2025 USA-NA-AIO Round 2, Problem 3, Part 6

Part 6 (5 points, coding task)

In this part, we preprocess text data text_list.

  1. Do tokenization with

    tokenizer = BertTokenizer.from_pretrained('bert-base-uncased')
    
  2. Call

    token_id_list = tokenizer(text_list)['input_ids']
    
  3. Print token_id_list.

  4. Print the type of token_id_list.

  5. Print the length of token_id_list.

  6. Print token_id_list[5].

  7. Print the type of token_id_list[5].

  8. Print the type of token_id_list[5][0].

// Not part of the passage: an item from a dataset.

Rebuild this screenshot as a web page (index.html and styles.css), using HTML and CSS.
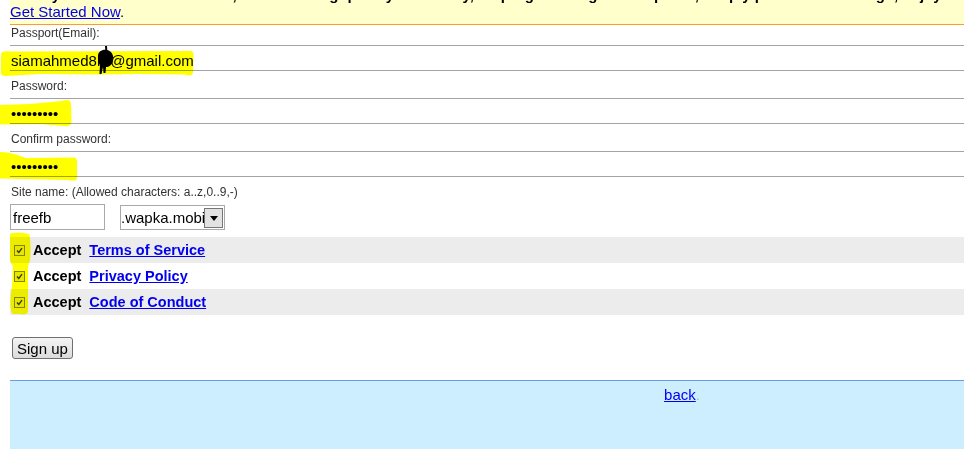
FILE: index.html
```html
<!DOCTYPE html>
<html lang="en">
<head>
    <meta charset="UTF-8">
    <meta name="viewport" content="width=device-width, initial-scale=1.0">
    <title>Sign up</title>
    <link rel="stylesheet" href="styles.css">
</head>
<body>
    <div class="page">
        <div class="notice">
            <b>Build your own free mobile site, forum or blog quickly and easily, no programming skill required, simply pick a name and go, enjoy:</b><br>
            <a href="#">Get Started Now</a>.
        </div>

        <form class="signup">
            <label class="field-label first" for="email">Passport(Email):</label>
            <input class="line-input" id="email" type="text" value="siamahmed8rn@gmail.com">

            <label class="field-label" for="pass">Password:</label>
            <input class="line-input" id="pass" type="password" value="123456789">

            <label class="field-label" for="pass2">Confirm password:</label>
            <input class="line-input" id="pass2" type="password" value="123456789">

            <label class="field-label" for="site">Site name: (Allowed characters: a..z,0..9,-)</label>
            <div class="site-row">
                <input class="site-input" id="site" type="text" value="freefb">
                <div class="domain">
                    <select>
                        <option>.wapka.mobi</option>
                    </select>
                    <span class="arrow"></span>
                </div>
            </div>

            <div class="terms">
                <div class="term">
                    <span class="check"><svg width="9" height="9" viewBox="0 0 9 9"><path d="M2 4.5 L3.8 6.5 L7 2.2" /></svg></span>
                    <span>Accept</span>
                    <a href="#">Terms of Service</a>
                </div>
                <div class="term">
                    <span class="check"><svg width="9" height="9" viewBox="0 0 9 9"><path d="M2 4.5 L3.8 6.5 L7 2.2" /></svg></span>
                    <span>Accept</span>
                    <a href="#">Privacy Policy</a>
                </div>
                <div class="term">
                    <span class="check"><svg width="9" height="9" viewBox="0 0 9 9"><path d="M2 4.5 L3.8 6.5 L7 2.2" /></svg></span>
                    <span>Accept</span>
                    <a href="#">Code of Conduct</a>
                </div>
            </div>

            <div class="actions">
                <button type="button">Sign up</button>
            </div>
        </form>

        <div class="footer">
            <a href="#">back</a><span class="dot">.</span>
        </div>
    </div>

    <!-- marker scribbles drawn over the screenshot -->
    <svg class="marks" width="964" height="449" viewBox="0 0 964 449">
        <path class="hl" d="M1 54 C2 51 5 51 10 51.5 L190 51 C193 51 194 53 193.5 56 L193 72 C193 76 189 76 185 74.5 L140 74 L100 74.5 L40 74 L6 76 C2 76 0 74 1 71 Z" />
        <path class="hl" d="M0 105 L30 104 L62 101 C67 99 71 100 71 104 L71.5 122 C71 126 67 127 63 126 L40 124 L0 124.5 Z" />
        <path class="hl" d="M0 152 C10 152 18 155 26 158 L72 157.5 C76 157 77.5 159 77 163 L77 178 C77 181 73 181 68 180 L0 178.5 Z" />
        <path class="hl" d="M10 234 C14 232 24 233 29 234 C31 236 31 258 29.5 262 L28 266 L28 311 C28 314 25 315 20 314 L13 314 C10 313 10 300 11 293 L12 286 L13 266 C11 264 10 262 10 258 Z" />
        <path class="ink" d="M98 56 C98 51 103 49 107 50 C112 51 114 56 113 61 C112 65 109 67 106 67 L105.5 73 L103.5 73 L103 67 L101.5 74 L99.5 74 L100 65 C98.5 63 97.5 60 98 56 Z" />
        <path class="ink-line" d="M106 46 L106.5 54" />
    </svg>
</body>
</html>
```

FILE: styles.css
```css
html {
    overflow: hidden;
}

body {
    margin: 0 0 0 10px;
    font-family: 'Liberation Sans', Arial, sans-serif;
    font-size: 15px;
    color: #000;
    background: #fff;
}

a {
    color: #00e;
}

.page {
    width: 1344px;
}

/* top notice, page is scrolled a bit so only its last line shows */
.notice {
    margin-top: -14px;
    padding-bottom: 4px;
    line-height: 17px;
    background: #ffc;
    border-bottom: 1px solid #f93;
}

.signup {
    display: flex;
    flex-direction: column;
    align-items: flex-start;
}

.field-label {
    display: block;
    padding: 8px 1px 5px;
    font-size: 12px;
    line-height: 14px;
    color: #333;
}

.field-label.first {
    padding-top: 1px;
}

.line-input {
    display: block;
    width: 100%;
    height: 26px;
    box-sizing: border-box;
    margin: 0;
    padding: 4px 1px 0;
    border: 0;
    border-top: 1px solid #a4a4a4;
    border-bottom: 1px solid #a4a4a4;
    background: transparent;
    font: inherit;
    color: #000;
    outline: none;
}

.site-row {
    display: flex;
    align-items: flex-start;
    gap: 15px;
}

.site-input {
    width: 95px;
    height: 26px;
    box-sizing: border-box;
    margin: 0;
    padding: 0 2px;
    border: 1px solid #a9a9a9;
    font: inherit;
    color: #000;
    outline: none;
}

.domain {
    position: relative;
    width: 105px;
    height: 25px;
    margin-top: 1px;
    box-sizing: border-box;
    border: 1px solid #a9a9a9;
    overflow: hidden;
}

.domain select {
    appearance: none;
    width: 100%;
    height: 100%;
    margin: 0;
    padding: 0;
    border: 0;
    background: #fff;
    font: inherit;
    color: #000;
    outline: none;
}

.arrow {
    position: absolute;
    top: 2px;
    right: 1px;
    width: 19px;
    height: 20px;
    box-sizing: border-box;
    border: 1px solid #777;
    background: #e2e2e2;
    display: flex;
    align-items: center;
    justify-content: center;
}

.arrow::after {
    content: '';
    border-left: 4.5px solid transparent;
    border-right: 4.5px solid transparent;
    border-top: 5px solid #000;
}

.terms {
    align-self: stretch;
    margin-top: 7px;
}

.term {
    display: flex;
    align-items: center;
    gap: 8px;
    height: 26px;
    padding-left: 4px;
    font-size: 14.5px;
    font-weight: bold;
}

.term:nth-child(odd) {
    background: #ececec;
}

.check {
    display: flex;
    align-items: center;
    justify-content: center;
    width: 11px;
    height: 11px;
    box-sizing: border-box;
    border: 1px solid #858585;
    background: #e6e6e6;
}

.check path {
    fill: none;
    stroke: #333;
    stroke-width: 1.3;
}

.actions {
    margin-top: 22px;
    margin-left: 2px;
}

.actions button {
    height: 22px;
    margin: 0;
    padding: 0 4px;
    border: 1px solid #707070;
    border-radius: 3px;
    background: linear-gradient(#f4f4f4, #dcdcdc);
    font: inherit;
    color: #000;
}

.footer {
    margin-top: 21px;
    height: 120px;
    padding-top: 5px;
    border-top: 1px solid #6b9be8;
    background: #cef;
    line-height: 17px;
    text-align: center;
}

.footer .dot {
    color: #bbb;
}

.marks {
    position: absolute;
    top: 0;
    left: 0;
    pointer-events: none;
    mix-blend-mode: multiply;
}

.marks .hl {
    fill: #ff0;
}

.marks .ink {
    fill: #000;
}

.marks .ink-line {
    stroke: #000;
    stroke-width: 2;
}
```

  9. For each idx, convert token_id_list[idx] from the above type to a 1-dim tensor. That is, after this step, token_id_list is a list that consists of all 1-dim tensors.

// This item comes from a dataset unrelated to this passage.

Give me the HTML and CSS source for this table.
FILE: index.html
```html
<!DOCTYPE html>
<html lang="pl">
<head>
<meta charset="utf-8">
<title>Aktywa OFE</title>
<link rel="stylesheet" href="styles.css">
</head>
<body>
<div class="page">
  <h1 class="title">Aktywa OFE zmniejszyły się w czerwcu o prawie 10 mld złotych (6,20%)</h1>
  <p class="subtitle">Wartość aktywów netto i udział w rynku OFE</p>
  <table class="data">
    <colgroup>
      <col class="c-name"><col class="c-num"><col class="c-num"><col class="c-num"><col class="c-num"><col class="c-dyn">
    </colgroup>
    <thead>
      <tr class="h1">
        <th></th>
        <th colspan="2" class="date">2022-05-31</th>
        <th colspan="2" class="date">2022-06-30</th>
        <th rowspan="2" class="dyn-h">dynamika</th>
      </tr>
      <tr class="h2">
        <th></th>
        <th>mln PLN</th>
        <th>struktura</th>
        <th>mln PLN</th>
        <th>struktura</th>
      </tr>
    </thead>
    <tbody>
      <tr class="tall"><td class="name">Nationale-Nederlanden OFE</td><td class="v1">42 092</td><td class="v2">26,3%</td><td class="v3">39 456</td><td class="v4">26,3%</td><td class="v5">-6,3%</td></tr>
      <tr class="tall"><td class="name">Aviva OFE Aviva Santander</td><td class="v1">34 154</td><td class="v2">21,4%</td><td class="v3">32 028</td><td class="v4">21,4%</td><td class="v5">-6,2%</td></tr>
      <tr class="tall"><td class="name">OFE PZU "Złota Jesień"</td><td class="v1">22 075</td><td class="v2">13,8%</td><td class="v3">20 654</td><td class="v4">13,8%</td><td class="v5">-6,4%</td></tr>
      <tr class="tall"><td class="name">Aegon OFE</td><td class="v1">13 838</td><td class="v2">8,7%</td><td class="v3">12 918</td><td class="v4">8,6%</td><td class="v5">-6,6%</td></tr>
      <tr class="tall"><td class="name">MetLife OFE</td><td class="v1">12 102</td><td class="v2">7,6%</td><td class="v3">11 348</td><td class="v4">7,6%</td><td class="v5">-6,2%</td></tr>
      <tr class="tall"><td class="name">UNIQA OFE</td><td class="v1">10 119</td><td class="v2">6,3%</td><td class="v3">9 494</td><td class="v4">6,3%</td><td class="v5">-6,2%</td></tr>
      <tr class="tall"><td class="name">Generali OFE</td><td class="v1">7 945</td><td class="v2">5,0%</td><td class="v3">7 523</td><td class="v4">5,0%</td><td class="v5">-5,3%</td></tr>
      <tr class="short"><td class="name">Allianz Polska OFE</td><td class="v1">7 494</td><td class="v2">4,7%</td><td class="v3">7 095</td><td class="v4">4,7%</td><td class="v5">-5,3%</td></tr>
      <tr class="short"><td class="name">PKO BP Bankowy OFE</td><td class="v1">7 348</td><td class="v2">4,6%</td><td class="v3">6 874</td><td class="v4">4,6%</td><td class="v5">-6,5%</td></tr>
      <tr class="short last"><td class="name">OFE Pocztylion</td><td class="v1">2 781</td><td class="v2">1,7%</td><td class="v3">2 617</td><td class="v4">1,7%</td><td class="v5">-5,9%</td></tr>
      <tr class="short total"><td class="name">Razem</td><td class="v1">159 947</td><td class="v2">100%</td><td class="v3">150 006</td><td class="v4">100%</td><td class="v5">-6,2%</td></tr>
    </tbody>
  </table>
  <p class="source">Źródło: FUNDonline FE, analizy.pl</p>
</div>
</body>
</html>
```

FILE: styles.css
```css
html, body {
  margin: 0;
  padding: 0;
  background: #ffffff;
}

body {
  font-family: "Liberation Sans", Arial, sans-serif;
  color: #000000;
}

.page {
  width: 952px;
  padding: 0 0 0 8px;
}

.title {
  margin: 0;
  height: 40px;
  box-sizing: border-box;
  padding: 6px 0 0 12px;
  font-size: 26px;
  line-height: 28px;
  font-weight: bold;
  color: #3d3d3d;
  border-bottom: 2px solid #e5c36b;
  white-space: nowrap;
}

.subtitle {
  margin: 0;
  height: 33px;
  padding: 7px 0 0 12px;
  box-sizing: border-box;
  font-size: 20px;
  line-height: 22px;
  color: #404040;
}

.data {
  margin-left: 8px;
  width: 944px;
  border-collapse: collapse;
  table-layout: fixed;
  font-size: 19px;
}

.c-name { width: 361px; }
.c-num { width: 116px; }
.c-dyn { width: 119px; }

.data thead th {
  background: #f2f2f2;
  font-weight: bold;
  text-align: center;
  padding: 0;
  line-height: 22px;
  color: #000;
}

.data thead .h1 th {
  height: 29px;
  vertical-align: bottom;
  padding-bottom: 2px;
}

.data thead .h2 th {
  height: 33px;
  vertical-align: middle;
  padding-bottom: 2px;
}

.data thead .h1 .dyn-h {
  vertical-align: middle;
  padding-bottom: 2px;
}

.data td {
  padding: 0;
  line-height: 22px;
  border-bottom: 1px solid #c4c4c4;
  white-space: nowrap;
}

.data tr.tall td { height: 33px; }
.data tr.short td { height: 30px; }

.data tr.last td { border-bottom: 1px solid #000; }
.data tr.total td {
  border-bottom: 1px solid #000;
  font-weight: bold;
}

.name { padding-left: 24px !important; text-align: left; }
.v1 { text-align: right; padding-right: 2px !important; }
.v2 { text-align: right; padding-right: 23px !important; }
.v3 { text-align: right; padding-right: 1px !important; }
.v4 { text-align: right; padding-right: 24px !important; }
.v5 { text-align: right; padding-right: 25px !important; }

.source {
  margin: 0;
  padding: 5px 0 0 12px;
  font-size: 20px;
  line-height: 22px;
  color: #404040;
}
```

  10. Print token_id_list[5:7].

  11. Print the data type of token_id_list[5][0].

### WRITE YOUR SOLUTION HERE ###

tokenizer = BertTokenizer.from_pretrained('bert-base-uncased')

token_id_list = tokenizer(text_list)['input_ids']

print(token_id_list)
print(type(token_id_list))
print(len(token_id_list))

print(token_id_list[5])
print(type(token_id_list[5]))
print(type(token_id_list[5][0]))

token_id_list = [torch.tensor(token_id_list[idx]) for idx in range(len(token_id_list))]
print(token_id_list[5:7])
print(token_id_list[5][0].dtype)

""" END OF THIS PART """